== The problem ==
In the listing that follows, how many lines contain "styles"? Give the number only.
** begin Records to use **
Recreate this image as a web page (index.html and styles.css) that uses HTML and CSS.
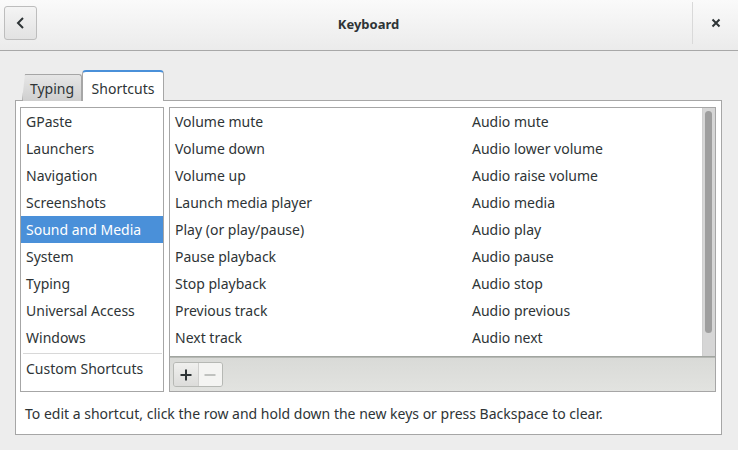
** end Records to use **
** begin Records to use **
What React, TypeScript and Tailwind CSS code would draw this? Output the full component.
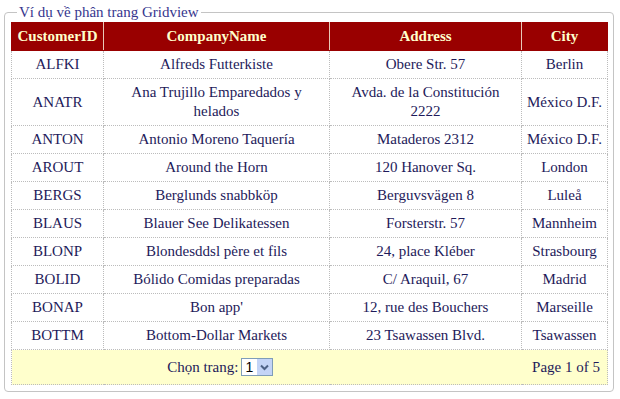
** end Records to use **
** begin Records to use **
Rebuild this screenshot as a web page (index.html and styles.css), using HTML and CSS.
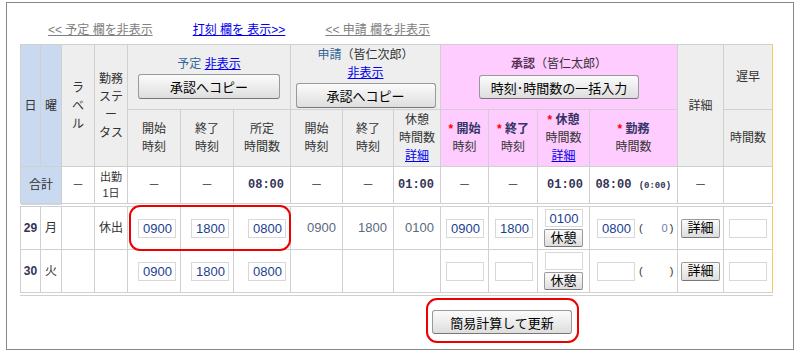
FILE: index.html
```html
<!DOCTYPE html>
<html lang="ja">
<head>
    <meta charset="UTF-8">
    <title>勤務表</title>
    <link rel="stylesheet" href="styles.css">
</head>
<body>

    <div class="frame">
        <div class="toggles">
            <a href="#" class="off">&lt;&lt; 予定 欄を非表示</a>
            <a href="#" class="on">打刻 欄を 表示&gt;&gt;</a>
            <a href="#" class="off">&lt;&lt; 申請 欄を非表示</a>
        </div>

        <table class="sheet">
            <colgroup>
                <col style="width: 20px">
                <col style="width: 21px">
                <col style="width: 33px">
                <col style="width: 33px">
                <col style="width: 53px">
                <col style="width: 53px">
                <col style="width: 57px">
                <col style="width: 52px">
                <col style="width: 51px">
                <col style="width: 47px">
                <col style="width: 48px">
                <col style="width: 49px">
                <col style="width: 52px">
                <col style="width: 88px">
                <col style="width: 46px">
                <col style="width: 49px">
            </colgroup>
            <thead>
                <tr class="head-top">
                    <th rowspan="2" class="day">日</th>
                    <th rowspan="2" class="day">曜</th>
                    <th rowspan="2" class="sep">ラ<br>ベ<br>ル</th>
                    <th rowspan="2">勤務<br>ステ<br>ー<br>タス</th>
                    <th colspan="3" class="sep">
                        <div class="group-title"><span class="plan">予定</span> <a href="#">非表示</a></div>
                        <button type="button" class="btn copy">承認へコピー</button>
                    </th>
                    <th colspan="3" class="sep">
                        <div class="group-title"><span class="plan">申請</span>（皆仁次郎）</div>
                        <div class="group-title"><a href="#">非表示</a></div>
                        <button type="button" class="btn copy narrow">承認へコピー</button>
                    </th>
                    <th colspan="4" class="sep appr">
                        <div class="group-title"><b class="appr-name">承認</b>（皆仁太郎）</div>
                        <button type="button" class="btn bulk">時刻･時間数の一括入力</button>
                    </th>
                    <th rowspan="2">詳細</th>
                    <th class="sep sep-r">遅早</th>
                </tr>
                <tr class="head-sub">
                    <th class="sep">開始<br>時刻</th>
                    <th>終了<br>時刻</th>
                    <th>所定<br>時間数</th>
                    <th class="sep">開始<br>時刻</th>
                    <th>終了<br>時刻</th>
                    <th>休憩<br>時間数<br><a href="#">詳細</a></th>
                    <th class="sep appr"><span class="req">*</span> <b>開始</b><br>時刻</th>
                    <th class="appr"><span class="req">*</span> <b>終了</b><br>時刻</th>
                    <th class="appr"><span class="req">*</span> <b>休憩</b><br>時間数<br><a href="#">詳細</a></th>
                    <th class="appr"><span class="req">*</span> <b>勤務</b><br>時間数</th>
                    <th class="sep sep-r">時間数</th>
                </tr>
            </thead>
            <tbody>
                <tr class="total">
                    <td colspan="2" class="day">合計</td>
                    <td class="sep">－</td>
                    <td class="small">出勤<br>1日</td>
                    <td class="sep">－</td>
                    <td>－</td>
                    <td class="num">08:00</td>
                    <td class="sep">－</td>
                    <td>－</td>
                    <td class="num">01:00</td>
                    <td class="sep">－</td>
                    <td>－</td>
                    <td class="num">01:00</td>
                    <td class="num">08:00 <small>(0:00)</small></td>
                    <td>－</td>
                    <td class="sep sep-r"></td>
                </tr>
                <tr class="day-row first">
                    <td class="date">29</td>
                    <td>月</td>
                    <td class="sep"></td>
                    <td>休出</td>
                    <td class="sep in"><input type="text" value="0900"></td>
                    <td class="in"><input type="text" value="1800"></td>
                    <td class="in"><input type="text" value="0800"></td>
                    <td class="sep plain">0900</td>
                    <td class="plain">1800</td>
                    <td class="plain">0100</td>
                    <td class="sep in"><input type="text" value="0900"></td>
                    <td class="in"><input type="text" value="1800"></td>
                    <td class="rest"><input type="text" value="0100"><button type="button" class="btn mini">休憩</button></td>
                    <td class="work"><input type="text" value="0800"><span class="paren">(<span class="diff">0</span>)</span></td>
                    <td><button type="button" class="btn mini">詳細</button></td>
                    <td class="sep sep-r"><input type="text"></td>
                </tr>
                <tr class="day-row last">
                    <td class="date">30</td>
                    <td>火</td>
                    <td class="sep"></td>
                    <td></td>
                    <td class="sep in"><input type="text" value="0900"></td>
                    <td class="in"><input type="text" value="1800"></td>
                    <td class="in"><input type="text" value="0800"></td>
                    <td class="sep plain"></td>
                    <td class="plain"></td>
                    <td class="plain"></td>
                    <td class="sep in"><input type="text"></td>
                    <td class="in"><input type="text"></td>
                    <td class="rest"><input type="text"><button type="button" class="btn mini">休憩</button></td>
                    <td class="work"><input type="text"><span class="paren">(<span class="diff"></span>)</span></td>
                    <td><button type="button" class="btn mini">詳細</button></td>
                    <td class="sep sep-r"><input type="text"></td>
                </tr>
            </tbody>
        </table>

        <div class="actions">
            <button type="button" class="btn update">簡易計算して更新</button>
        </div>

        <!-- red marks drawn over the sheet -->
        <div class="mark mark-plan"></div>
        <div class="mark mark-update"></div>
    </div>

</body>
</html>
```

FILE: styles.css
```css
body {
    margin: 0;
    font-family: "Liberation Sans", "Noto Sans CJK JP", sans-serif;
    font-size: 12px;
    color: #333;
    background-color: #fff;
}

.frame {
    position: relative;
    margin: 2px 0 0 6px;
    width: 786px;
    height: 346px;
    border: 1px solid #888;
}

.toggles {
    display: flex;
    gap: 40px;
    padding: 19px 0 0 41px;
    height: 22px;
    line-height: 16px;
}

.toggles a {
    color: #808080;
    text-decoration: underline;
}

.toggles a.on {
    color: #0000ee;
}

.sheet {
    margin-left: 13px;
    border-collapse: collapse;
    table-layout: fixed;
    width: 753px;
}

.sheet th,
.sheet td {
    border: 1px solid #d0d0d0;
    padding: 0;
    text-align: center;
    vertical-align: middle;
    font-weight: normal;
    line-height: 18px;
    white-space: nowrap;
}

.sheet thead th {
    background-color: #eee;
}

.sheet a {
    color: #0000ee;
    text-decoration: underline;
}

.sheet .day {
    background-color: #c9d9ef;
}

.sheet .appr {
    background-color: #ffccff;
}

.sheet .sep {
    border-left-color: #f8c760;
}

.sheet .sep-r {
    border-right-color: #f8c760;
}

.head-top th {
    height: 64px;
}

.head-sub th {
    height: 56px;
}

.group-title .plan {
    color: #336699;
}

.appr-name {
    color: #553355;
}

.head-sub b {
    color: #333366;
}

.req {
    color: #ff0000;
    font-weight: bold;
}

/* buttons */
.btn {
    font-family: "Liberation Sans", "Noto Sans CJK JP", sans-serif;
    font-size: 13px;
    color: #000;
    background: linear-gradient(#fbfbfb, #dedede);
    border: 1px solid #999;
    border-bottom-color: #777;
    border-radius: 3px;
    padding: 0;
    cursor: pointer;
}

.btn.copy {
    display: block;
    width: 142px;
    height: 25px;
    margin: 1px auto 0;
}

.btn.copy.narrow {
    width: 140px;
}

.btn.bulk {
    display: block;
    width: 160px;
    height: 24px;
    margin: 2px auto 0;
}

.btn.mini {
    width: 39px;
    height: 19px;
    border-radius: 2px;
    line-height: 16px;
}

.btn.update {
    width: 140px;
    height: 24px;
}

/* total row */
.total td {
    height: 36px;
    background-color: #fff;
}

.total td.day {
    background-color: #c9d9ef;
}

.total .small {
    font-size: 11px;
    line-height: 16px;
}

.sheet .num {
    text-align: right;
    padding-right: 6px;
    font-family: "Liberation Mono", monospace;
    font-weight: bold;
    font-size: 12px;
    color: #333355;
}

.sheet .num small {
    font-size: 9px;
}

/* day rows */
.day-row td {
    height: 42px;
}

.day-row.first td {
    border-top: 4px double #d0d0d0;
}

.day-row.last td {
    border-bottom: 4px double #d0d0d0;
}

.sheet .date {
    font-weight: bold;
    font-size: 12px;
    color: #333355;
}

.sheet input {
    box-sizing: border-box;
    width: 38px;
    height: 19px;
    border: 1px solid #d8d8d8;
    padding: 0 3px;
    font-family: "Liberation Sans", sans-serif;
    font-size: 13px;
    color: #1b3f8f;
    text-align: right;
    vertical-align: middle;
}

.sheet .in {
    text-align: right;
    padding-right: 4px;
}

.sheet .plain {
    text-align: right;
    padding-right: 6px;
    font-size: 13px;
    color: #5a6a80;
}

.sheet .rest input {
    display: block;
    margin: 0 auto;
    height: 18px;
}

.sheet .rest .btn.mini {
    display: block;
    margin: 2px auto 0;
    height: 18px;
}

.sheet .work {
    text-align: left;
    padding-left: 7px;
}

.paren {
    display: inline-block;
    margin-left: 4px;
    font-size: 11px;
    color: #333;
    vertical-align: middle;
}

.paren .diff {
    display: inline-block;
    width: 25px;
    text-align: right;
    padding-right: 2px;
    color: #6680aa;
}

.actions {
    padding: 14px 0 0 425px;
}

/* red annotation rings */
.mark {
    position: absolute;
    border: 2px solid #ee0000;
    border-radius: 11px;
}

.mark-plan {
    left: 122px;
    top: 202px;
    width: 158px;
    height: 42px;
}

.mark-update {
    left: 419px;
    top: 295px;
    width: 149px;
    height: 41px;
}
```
** end Records to use **
== Output ==
4